— BEGIN Material for this exercise —
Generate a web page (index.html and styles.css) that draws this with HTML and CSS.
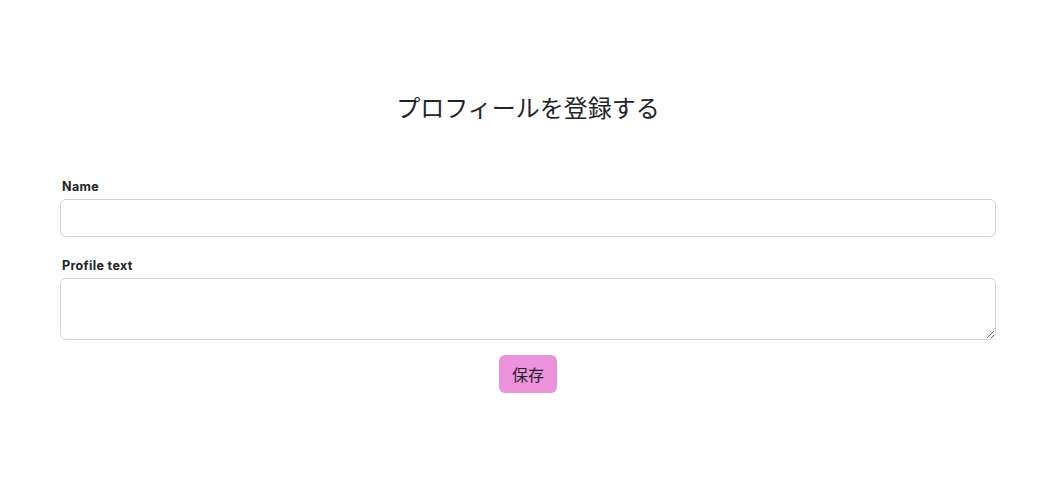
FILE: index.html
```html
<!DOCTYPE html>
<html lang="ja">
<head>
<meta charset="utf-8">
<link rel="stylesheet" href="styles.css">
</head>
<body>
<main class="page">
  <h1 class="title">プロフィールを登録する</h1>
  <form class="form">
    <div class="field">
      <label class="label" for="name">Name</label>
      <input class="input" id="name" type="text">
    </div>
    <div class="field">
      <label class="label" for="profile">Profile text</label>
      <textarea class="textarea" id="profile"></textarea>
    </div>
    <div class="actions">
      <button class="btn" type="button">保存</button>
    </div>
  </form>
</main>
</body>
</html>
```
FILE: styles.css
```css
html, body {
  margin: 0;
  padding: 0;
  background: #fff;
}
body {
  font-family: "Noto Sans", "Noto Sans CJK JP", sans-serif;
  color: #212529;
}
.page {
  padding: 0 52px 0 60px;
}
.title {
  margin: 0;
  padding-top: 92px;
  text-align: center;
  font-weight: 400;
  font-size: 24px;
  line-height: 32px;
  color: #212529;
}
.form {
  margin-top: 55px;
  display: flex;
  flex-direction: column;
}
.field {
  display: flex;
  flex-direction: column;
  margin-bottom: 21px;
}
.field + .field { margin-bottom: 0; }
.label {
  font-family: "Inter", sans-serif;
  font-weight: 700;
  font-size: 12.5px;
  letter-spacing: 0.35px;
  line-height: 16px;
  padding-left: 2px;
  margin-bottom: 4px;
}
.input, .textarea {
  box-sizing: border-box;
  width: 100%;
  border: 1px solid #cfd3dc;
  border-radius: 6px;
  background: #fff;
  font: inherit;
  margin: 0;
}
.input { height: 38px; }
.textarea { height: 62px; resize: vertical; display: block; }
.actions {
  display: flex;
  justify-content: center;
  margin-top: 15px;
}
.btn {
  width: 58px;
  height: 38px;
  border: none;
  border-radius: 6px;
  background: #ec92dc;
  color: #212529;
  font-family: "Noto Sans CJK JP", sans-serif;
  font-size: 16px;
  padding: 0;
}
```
— END Material for this exercise —
— BEGIN Material for this exercise —
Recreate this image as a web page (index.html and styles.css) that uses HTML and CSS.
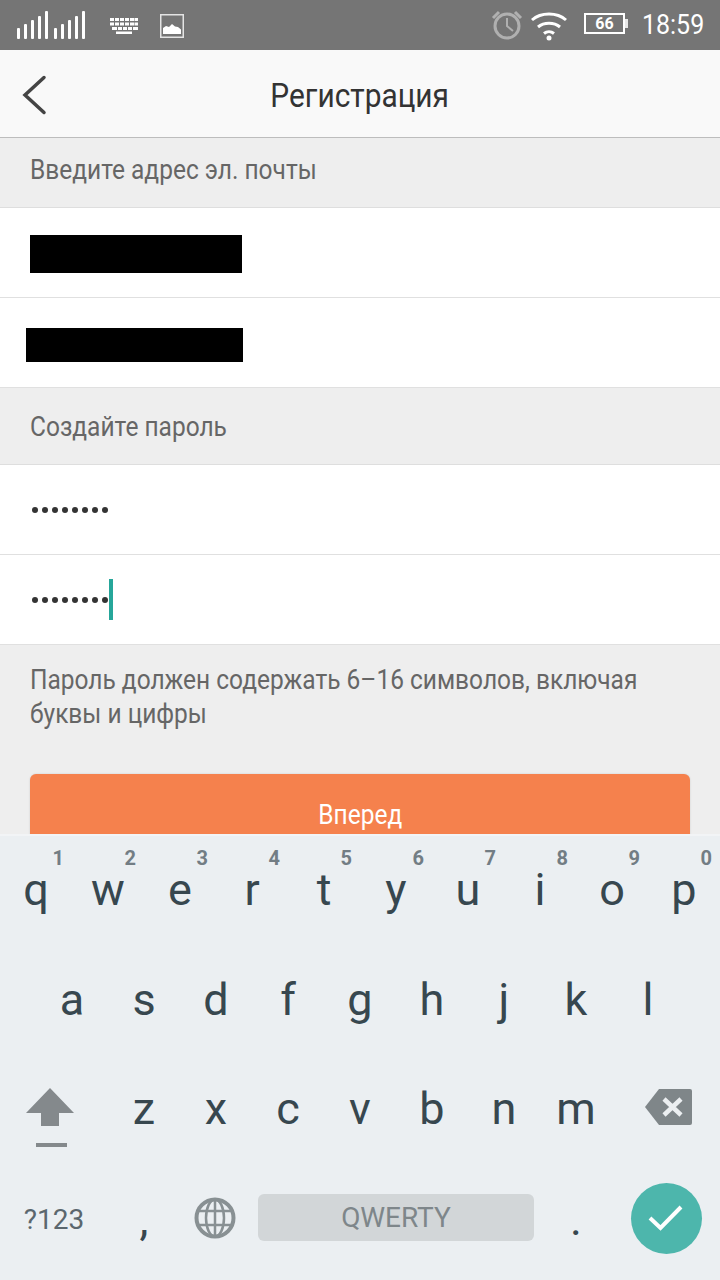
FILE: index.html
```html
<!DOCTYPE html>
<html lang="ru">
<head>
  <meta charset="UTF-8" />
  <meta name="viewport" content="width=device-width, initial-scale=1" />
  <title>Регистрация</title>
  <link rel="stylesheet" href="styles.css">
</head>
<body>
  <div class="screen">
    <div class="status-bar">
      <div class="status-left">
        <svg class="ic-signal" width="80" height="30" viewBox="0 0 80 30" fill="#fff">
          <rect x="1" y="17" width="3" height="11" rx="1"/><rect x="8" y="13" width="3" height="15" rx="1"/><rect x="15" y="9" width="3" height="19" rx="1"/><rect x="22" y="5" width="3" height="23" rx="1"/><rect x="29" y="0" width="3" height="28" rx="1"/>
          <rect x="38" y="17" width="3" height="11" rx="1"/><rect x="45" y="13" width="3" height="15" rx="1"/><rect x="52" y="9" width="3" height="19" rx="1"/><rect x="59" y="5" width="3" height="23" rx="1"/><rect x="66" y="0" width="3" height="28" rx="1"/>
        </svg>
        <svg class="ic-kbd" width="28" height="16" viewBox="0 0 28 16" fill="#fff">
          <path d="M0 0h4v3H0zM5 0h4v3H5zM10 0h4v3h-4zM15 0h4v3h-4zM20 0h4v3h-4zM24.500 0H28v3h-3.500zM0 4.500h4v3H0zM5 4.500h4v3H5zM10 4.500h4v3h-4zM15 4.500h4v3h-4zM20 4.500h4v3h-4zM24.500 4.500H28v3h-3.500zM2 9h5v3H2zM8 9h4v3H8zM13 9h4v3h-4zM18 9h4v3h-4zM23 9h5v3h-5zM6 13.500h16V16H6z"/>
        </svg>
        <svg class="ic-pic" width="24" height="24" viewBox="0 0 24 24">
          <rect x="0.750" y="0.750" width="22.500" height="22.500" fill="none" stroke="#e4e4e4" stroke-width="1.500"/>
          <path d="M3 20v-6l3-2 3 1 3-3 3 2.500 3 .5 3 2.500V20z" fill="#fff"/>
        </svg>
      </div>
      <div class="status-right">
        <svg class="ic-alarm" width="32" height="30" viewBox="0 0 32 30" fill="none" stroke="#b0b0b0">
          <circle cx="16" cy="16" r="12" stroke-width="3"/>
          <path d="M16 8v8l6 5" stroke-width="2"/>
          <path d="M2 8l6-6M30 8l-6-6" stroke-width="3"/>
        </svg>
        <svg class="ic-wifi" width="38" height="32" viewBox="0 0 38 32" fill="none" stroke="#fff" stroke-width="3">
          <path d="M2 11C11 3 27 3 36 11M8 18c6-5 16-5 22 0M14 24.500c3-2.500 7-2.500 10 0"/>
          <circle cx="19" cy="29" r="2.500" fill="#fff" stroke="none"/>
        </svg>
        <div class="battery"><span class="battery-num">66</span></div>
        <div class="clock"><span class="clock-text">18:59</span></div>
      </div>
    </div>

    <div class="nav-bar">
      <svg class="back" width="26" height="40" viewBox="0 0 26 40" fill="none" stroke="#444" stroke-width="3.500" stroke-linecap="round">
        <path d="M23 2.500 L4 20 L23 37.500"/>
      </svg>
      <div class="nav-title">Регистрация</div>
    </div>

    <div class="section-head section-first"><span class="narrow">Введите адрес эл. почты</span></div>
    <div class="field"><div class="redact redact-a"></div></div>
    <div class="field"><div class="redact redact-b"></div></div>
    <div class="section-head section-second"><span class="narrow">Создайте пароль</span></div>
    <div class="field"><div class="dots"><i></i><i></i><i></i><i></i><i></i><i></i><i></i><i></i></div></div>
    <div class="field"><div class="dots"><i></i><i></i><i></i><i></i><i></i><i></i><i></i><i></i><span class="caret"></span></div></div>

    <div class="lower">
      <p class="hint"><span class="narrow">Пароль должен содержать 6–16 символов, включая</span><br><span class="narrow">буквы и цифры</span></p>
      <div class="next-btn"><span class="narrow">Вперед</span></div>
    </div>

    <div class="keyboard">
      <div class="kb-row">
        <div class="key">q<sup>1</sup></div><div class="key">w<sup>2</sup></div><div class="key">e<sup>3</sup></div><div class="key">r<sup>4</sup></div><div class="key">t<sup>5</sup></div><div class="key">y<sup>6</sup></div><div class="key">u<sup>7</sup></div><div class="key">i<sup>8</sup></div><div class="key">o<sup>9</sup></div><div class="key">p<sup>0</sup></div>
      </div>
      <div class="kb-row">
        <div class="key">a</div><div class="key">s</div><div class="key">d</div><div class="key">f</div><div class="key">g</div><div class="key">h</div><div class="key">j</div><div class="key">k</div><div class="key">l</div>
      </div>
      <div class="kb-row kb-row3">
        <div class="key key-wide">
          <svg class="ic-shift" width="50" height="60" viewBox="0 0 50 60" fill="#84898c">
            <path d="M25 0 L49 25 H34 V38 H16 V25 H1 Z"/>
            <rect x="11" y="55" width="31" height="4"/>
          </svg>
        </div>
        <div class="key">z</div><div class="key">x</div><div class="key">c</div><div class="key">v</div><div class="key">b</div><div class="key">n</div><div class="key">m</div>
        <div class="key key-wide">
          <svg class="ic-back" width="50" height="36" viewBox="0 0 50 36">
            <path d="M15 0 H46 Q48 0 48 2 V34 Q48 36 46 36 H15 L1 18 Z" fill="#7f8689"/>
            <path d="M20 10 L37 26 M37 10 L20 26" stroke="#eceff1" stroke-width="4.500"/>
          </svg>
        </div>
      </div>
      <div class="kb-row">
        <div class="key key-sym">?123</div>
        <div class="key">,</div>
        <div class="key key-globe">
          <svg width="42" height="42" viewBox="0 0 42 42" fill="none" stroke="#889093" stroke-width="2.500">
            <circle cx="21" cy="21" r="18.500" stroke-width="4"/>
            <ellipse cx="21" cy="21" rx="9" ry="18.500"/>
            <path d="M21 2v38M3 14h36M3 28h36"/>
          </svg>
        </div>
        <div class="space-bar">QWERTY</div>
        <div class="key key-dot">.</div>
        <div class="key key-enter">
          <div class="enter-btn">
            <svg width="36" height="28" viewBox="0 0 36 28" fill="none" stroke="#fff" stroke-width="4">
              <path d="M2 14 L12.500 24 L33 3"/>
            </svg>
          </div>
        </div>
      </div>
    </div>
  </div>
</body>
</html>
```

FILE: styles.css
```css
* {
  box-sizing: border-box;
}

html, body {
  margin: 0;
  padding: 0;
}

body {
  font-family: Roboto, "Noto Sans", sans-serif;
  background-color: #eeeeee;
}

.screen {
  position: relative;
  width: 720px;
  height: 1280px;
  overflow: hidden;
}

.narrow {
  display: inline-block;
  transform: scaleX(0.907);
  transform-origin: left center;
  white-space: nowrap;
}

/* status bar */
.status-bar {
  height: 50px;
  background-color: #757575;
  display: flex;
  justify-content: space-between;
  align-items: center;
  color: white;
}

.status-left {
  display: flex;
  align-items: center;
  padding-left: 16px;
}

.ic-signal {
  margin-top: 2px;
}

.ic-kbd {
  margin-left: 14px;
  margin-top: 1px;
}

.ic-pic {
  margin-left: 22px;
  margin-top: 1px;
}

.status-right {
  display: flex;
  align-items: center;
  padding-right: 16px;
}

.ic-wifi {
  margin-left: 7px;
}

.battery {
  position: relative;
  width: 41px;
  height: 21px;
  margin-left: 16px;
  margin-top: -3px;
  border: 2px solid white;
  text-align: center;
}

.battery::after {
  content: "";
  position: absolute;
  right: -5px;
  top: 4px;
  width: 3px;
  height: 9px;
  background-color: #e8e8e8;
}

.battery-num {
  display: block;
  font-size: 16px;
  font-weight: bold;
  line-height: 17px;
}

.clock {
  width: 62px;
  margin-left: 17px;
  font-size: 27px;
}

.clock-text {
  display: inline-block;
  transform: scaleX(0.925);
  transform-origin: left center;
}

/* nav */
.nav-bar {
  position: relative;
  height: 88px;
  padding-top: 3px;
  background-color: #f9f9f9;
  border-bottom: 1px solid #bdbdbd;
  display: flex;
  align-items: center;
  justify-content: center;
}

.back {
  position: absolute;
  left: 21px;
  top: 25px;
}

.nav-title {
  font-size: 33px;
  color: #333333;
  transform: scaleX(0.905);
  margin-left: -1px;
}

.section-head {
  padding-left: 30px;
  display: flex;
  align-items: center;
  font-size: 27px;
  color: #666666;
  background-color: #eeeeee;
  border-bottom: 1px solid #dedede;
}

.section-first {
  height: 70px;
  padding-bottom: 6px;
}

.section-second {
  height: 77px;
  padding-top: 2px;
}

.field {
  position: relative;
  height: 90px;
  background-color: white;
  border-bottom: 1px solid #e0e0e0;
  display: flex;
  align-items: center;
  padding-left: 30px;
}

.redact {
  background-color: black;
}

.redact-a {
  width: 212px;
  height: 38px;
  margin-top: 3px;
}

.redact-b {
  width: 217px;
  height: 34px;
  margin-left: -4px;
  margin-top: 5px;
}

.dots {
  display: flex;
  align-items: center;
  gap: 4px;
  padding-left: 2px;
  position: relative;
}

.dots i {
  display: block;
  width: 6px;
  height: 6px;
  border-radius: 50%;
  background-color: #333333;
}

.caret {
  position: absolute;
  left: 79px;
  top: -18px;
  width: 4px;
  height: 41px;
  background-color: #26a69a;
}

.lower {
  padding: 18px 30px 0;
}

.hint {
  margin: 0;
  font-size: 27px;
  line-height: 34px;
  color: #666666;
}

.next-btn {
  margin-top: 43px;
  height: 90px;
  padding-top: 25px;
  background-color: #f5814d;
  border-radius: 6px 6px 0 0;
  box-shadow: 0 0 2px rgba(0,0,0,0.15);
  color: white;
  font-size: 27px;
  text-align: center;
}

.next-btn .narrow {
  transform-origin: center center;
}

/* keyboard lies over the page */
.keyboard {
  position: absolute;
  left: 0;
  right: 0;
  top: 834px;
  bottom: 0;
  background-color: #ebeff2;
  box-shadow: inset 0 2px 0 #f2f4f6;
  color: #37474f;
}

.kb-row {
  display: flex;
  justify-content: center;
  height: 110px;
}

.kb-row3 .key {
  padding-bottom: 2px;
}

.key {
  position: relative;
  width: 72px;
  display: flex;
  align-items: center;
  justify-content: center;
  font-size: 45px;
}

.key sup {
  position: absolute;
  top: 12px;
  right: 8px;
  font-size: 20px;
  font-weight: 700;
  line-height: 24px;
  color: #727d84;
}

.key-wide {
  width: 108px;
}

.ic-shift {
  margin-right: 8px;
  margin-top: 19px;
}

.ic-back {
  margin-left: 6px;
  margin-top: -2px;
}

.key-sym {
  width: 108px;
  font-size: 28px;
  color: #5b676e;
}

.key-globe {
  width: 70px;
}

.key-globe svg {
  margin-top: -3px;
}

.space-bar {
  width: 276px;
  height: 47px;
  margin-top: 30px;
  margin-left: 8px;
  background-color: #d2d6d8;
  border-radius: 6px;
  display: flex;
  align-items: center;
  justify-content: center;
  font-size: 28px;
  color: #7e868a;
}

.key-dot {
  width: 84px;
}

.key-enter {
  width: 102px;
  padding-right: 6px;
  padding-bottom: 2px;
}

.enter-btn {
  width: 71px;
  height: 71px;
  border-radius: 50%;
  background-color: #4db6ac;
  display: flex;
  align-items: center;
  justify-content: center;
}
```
— END Material for this exercise —
▶ **Problem**
Look through the entries above. Extract each line with the word "index".

▶ **Answer in full**
Generate a web page (index.html and styles.css) that draws this with HTML and CSS.
FILE: index.html
Recreate this image as a web page (index.html and styles.css) that uses HTML and CSS.
FILE: index.html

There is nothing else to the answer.